The second manifesto, issued by the Board of the Jewish Community in Saarbruecken, incorporates a statement by the central Jewish organizations of Germany which express the viewpoint that the “Aryan paragraph” which has been introduced in Germany may not be introduced in the Saar.

“We are convinced,” the statement of the German Jewish organizations says, “that the German government will do everything in the spirit of the agreement reached between France and Germany in Rome and will assure the protection promised under this agreement also to the Jewish section of the population of the Saar.

HOPE FOR RIGHTS

“We are certain that the government, complying with this agreement, will not enforce any ‘Aryan’ legislation in the Saar during the year provided for by the agreement. We also hope that no ‘Aryan’ legislation will be introduced by the German government in the Saar after the expiration of this period.

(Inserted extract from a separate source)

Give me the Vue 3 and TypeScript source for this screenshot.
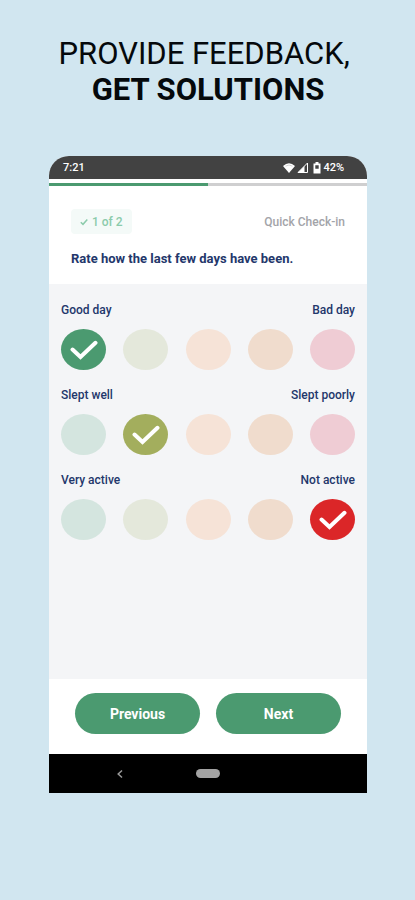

We hope that Saar Jewry, like German Jewry, which has been rooted for centuries in the German soil, will not lose its important spiritual members and material through emigration.”

Chief Rabbi Dr. Rothschild, in his interview with the press, stated that Saar Jewry is now preparing for its hard fate and places its entire hope on the Rome agreement.

“We must prepare for welfare work to cope with the distress which will undoubtedly arise when large numbers of Jews in the Saar who are still employed will one day be deprived of their livelihood. Those who can, will emigrate.

“But we do not know where many of the five thousand Jews of the Saar will eventually find themselves. We hope that the League of Nations Committee working here now will contribute largely toward the clearing up of the situation.”